# [Task description]
Starting at the first line of the listing below, repeat each line up to and including the one containing "string; lv: string;". Leave out pictures.

# [Available data]
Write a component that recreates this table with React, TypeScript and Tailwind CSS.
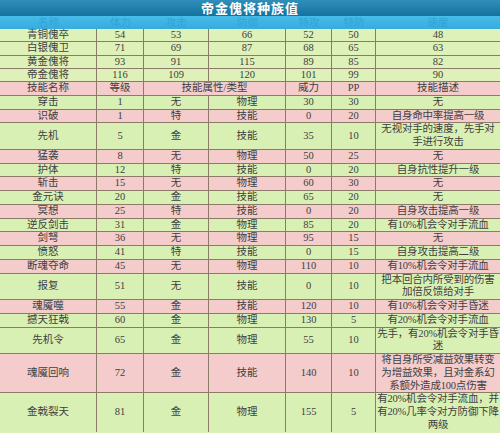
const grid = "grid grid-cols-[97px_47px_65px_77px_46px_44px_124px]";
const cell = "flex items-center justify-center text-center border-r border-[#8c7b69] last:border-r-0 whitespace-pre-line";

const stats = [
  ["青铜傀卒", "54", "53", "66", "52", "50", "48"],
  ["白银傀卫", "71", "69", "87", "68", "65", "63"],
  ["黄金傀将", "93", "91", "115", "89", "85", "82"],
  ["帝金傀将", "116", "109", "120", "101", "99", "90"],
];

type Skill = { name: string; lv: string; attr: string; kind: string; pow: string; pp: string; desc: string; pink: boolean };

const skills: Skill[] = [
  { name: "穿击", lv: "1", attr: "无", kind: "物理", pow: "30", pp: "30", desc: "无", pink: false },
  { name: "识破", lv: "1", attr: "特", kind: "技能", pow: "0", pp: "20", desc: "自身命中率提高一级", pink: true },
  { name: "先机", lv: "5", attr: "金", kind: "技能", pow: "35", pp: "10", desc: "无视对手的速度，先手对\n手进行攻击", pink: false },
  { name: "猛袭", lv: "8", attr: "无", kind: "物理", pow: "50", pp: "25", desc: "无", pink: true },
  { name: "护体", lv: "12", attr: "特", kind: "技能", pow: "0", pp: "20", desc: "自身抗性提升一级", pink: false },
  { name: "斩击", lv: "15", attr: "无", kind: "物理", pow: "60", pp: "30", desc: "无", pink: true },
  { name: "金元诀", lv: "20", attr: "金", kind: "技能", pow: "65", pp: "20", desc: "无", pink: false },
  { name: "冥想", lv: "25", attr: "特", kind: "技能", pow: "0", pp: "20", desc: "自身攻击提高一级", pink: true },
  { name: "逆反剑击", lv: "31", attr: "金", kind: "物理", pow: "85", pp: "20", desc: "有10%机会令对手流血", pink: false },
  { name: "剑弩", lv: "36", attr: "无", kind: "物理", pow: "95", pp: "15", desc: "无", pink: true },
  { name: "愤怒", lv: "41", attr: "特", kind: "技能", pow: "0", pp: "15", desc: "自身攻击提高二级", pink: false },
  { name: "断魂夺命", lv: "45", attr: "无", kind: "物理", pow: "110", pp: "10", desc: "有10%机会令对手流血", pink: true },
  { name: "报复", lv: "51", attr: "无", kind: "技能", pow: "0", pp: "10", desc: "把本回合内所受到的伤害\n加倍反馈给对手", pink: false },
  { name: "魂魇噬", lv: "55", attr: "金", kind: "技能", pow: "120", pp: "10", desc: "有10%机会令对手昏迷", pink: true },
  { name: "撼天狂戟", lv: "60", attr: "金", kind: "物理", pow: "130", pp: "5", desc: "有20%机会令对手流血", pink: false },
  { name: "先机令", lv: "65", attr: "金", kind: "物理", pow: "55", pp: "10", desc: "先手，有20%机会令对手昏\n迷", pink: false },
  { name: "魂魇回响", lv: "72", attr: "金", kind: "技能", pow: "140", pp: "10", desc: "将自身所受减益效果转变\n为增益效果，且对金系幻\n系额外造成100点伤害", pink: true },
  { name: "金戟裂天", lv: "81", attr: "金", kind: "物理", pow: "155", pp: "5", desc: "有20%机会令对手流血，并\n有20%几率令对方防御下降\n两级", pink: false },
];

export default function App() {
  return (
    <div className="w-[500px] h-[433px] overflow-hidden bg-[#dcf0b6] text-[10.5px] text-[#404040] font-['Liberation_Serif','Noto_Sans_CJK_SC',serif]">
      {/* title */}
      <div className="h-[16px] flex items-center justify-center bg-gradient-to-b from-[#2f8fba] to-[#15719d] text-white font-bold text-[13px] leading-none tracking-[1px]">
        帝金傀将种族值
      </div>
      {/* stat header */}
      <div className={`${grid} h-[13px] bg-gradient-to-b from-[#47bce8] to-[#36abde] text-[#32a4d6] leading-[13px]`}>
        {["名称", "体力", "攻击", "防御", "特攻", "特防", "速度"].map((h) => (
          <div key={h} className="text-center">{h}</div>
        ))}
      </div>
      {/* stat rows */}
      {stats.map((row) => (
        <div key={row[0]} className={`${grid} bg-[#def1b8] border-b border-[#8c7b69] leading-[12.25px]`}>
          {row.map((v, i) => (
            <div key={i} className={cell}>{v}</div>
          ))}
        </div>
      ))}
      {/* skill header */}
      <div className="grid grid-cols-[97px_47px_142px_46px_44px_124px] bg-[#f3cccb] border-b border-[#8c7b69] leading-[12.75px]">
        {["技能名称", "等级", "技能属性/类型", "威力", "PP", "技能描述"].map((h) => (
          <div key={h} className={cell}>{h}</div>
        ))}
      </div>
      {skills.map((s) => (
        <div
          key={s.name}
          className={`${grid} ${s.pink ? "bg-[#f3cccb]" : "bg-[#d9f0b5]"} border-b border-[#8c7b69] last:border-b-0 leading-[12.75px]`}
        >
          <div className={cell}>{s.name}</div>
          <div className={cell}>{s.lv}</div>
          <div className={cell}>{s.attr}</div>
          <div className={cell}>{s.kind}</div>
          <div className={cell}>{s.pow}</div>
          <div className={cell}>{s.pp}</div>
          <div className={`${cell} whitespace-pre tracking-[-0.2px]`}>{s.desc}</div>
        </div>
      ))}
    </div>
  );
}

# [The result]
Write a component that recreates this table with React, TypeScript and Tailwind CSS.
const grid = "grid grid-cols-[97px_47px_65px_77px_46px_44px_124px]";
const cell = "flex items-center justify-center text-center border-r border-[#8c7b69] last:border-r-0 whitespace-pre-line";

const stats = [
  ["青铜傀卒", "54", "53", "66", "52", "50", "48"],
  ["白银傀卫", "71", "69", "87", "68", "65", "63"],
  ["黄金傀将", "93", "91", "115", "89", "85", "82"],
  ["帝金傀将", "116", "109", "120", "101", "99", "90"],
];

type Skill = { name: string; lv: string; attr: string; kind: string; pow: string; pp: string; desc: string; pink: boolean };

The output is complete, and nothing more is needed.